Designers and materials experts have experimented in the biosphere, for instance, taking yarn from bamboo. What this means is that once the carpet is worn, it can be safety returned to the food-farming cycle. “We still have to improve the product though, notably to enhance its durability,” says Desso.
The circular economy is not just about products and materials, but doing everything in a sustainable manner. Thus, the company aims to use renewable energy in all stages of the cycle.
“All the electricity we use in our Holland and Belgian plants comes from hydropower. We do not use any fossil-fuel generated electricity there. Our energy providers have certified that, and we have double-checked, via an independent firm, that they were being honest about it,” it says.
Bundles is an innovative young start-up that offers washing machines to clients at home. These machines are connected to the internet and the client pays for the actual use. The company supports monitoring, maintenance and lifetime management of the embedded materials.
Company founder Marcel Peters was working at a utilities company and was part of the emergence of the Internet of Things — objects, systems or processes that exchange information through the internet. He was working on a smart meter to monitor domestic energy use.
Within this industry, Peters began to notice that this new connectivity was primarily being applied to remote control or monitoring, and for smart devices such as an oven that can download recipes and refrigerator that tells its owner that he needs to buy milk.
This potentially groundbreaking technology was being used to provide additional features to products that were sold in the traditional way. The technology had not been applied to the pay-per-use model in a way that supported the maintenance and lifetime management of materials.
So, in 2014, Peters established Bundles to offer clean clothes on a pay-per-wash basis — customers pay for the performance, not the product. Customers go to its website and select their machine requirements and expected frequency of use, which allows the company to suggest a monthly fee.
After paying a deposit and first monthly fee, the appliance is installed. Once it is connected to the internet, the user is ready to go. After the first month, the user receives an overview of how often he has used the machine and can have his tariff adjusted retroactively.
One important difference from the mobile phone model, however, is that users can end their relationship with Bundles at any time and the company has ensured that terminating the contract is as easy as possible.
While the technology involves effectively “retrofitting” a standard washing machine available on the market today, the choice of machine has still been crucial for Peters in selecting a provider for Bundles.

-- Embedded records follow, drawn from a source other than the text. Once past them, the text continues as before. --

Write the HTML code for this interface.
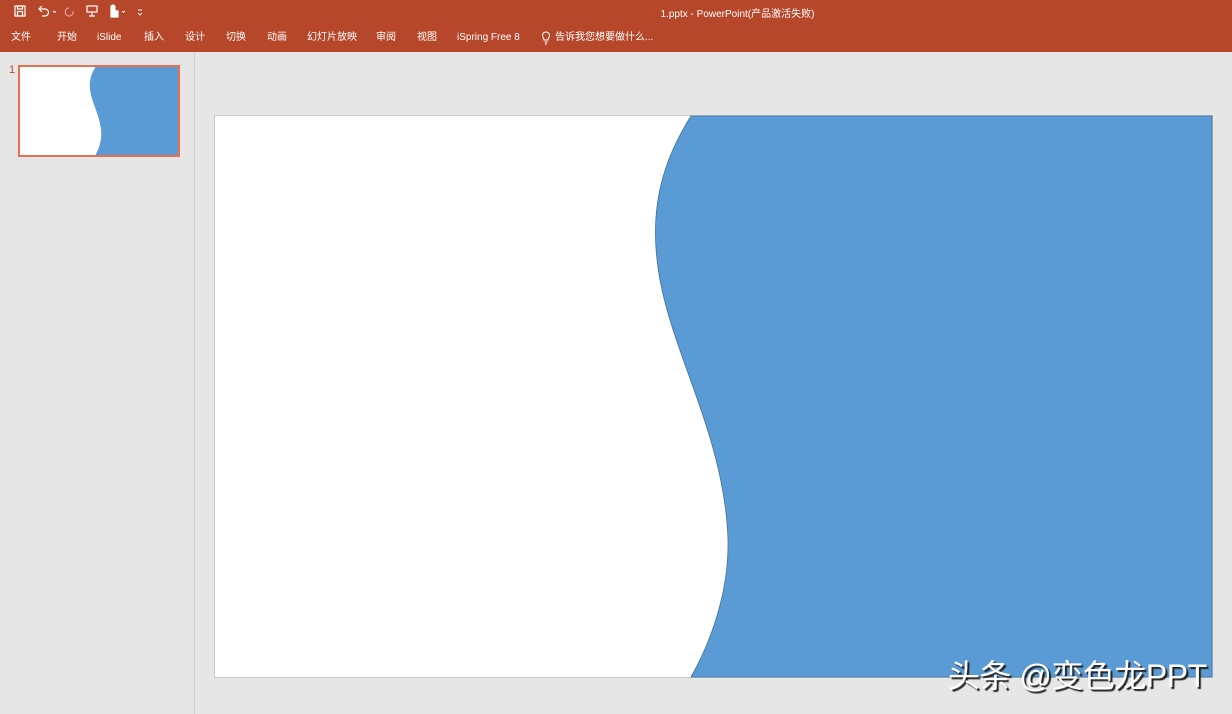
<!DOCTYPE html>
<html><head><meta charset="utf-8"><style>
body{margin:0;width:1232px;height:714px;overflow:hidden;background:#e6e6e6;font-family:"Liberation Sans","Noto Sans CJK SC",sans-serif;position:relative}
.top{position:absolute;left:0;top:0;width:1232px;height:52px;background:#b7472a;color:#fff}
.title{position:absolute;left:0;width:100%;top:9px;line-height:12px;text-align:center;font-size:10px;padding-left:243px;box-sizing:border-box}
.menu span{position:absolute;top:31px;font-size:10px;line-height:14px;height:14px}
.side{position:absolute;left:194px;top:52px;width:1px;height:662px;background:#d0d0d0}
.wm{position:absolute;left:948px;top:656px;font-size:32px;line-height:40px;color:#fff;text-shadow:2px 2px 1px #222;white-space:nowrap;letter-spacing:-0.5px}
</style></head><body>
<div class="top">
<div class="title">1.pptx - PowerPoint(产品激活失败)</div>
<svg style="position:absolute;left:12px;top:4px" width="140" height="15" viewBox="0 0 140 15" fill="none" stroke="#fff" stroke-width="1.2">
<rect x="3" y="2" width="10" height="10"/><rect x="5.5" y="2" width="5" height="3"/><rect x="5.5" y="7.5" width="5" height="4.5"/>
<path d="M28 5 h5 a3.5 3.5 0 0 1 0 7 h-3"/><path d="M30 2 l-3 3 l3 3"/>
<path d="M41 7 l1.5 1.5 l1.5-1.5" stroke-width="0.9"/>
<path d="M57 4 a4 4 0 1 0 4 3" stroke="#e8a090"/>
<rect x="75" y="2" width="10" height="6"/><path d="M80 8v4 M77 12h6"/>
<path d="M99 3 a2 2 0 0 1 4 0 v4 h3 v6 h-7 z" fill="#fff"/>
<path d="M110 7 l1.5 1.5 l1.5-1.5" stroke-width="0.9"/>
<path d="M126 6h4 M126 9 l2 2 l2-2" stroke-width="0.9"/>
</svg>
<div class="menu">
<span style="left:11px">文件</span><span style="left:57px">开始</span><span style="left:97px">iSlide</span><span style="left:144px">插入</span><span style="left:185px">设计</span><span style="left:226px">切换</span><span style="left:267px">动画</span><span style="left:307px">幻灯片放映</span><span style="left:376px">审阅</span><span style="left:417px">视图</span><span style="left:457px">iSpring Free 8</span><span style="left:555px">告诉我您想要做什么...</span>
</div>
<svg style="position:absolute;left:541px;top:31px" width="10" height="14" viewBox="0 0 10 14" fill="none" stroke="#fff" stroke-width="1"><path d="M3 9 C3 7 1.5 6.5 1.5 4.5 a3.5 3.5 0 0 1 7 0 C8.5 6.5 7 7 7 9 z M3.5 11h3 M4 13h2"/></svg>
</div>
<div style="position:absolute;left:9px;top:64px;font-size:11px;color:#b7472a">1</div>
<div style="position:absolute;left:18px;top:65px;width:158px;height:88px;border:2px solid #e8704f;background:#fff">
<svg width="158" height="88" viewBox="215 116 997 561" preserveAspectRatio="none" style="display:block"><path d="M691 116 C660 165 648 215 660 280 C675 360 725 440 728 540 C729 590 712 640 691 677 L1212 677 L1212 116 Z" fill="#5b9bd5"/></svg>
</div>
<div class="side"></div>
<svg style="position:absolute;left:214px;top:115px" width="999" height="563" viewBox="214 115 999 563">
<rect x="214.5" y="115.5" width="998" height="562" fill="#fff" stroke="#c8c8c8"/>
<path d="M691 116 C660 165 648 215 660 280 C675 360 725 440 728 540 C729 590 712 640 691 677 L1212 677 L1212 116 Z" fill="#5b9bd5" stroke="#41719c" stroke-width="0.8"/>
</svg>
<div class="wm">头条 @变色龙PPT</div>
</body></html>
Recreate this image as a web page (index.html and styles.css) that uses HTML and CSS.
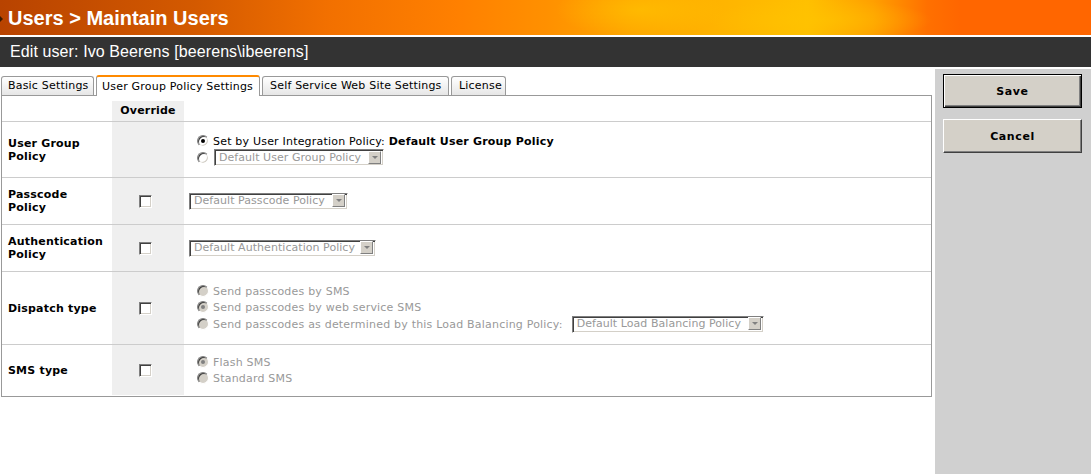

He says Miele is the only remaining manufacturer that uses 100% reusable or recyclable materials.
Open up one of today’s washing machines from other manufacturers, and you will often find materials chosen for their lower cost rather than long-term durability or recyclability. For instance, stainless steel has been increasingly exchanged for plastics and cast iron for concrete. This has taken the average lifetime from 10,000 hours for a high-quality machine down to 2,500 hours for a low-quality unit. So, when an appliance is returned to Bundles, it can be repaired or remanufactured, ready for the next user.
The leasing scheme transforms a long-term investment in a 10,000-cycle machine into multiple cash flows and the right to use the machine for a certain period of time. This results in an economic win-win situation and yields positive material and energy implications through prolonged lifetime of the products.
The company also uses the data it gathers in terms of personal usage to enable customised performance tweaks and continuous improvements, such as optimising machine load, cycle duration, temperature and detergent use — variables that can waste the user’s money and damage appliances.
In this way, not only do customers get household jobs done in an easy and affordable manner but there are also wider economic benefits. In addition to energy savings, the ability to monitor, maintain, repair and refurbish the higher quality machine preserves product integrity for multiple cycles, breaking away from the current resource-intensive linear model.
For the past 20 years, Re-Tek has concentrated on making the disposal of IT products and electronics easy by repairing those that are functional and then selling them. The company practises “incentivised return”, a circular economy business that offers a financial or alternative incentive for the return of used products which are refurbished and resold. With an annual turnover of £3.3 million, it is clear that there is money to be made from this model.
Set up initially to work with large original equipment manufacturers, the company now processes 7,000 information and communications technology items per month in a custom-built 22,000ft facility, which is 70% powered by renewable energy.
The company has kept it lean in all aspects. It employs only 32 people, who have repair and refurbishment expertise and sales channels across all types of IT equipment, including networking and storage as well as handheld devices, laptops, personal computers and monitors.
Re-Tek currently sources most of its products from medium to large organisations in the UK and Europe and has major clients in all industries as well as public sector bodies such as local authorities, universities and the UK’s National Health Service.
Of all the equipment received, about 80% is remarketed. Only equipment that is completely non-functional or has no market value goes to conventional recycling partners. Whenever possible, a non-functioning item is harvested for spare parts, thus the resulting landfill is just 1%.
This approach also means that good quality, high-specification assets are available to be sold on or redeployed to secondary emerging markets, charities and underprivileged UK communities that are the target of its government’s digital inclusion strategy.
This circular economy business model adopted by Re-Tek has been recognised by the Institute for Environment and Sustainability of the European Commission Joint Research Centre, which recently conducted a visit to Re-Tek’s premises and identified the processes and systems as being best practice.
Donating old IT equipment for reuse offers potential energy savings of 5 to 20 times those gained by recycling. And obviously, extending the life of electrical items is by far the best way to maximise a product’s economic value.
According to Zero Waste Scotland, Scotland’s resource efficiency and circular economy expert, the average desktop computer and monitor requires at least 10 times its weight in fossil fuel and chemicals to manufacture. By comparison, a new car or fridge needs only twice its weight.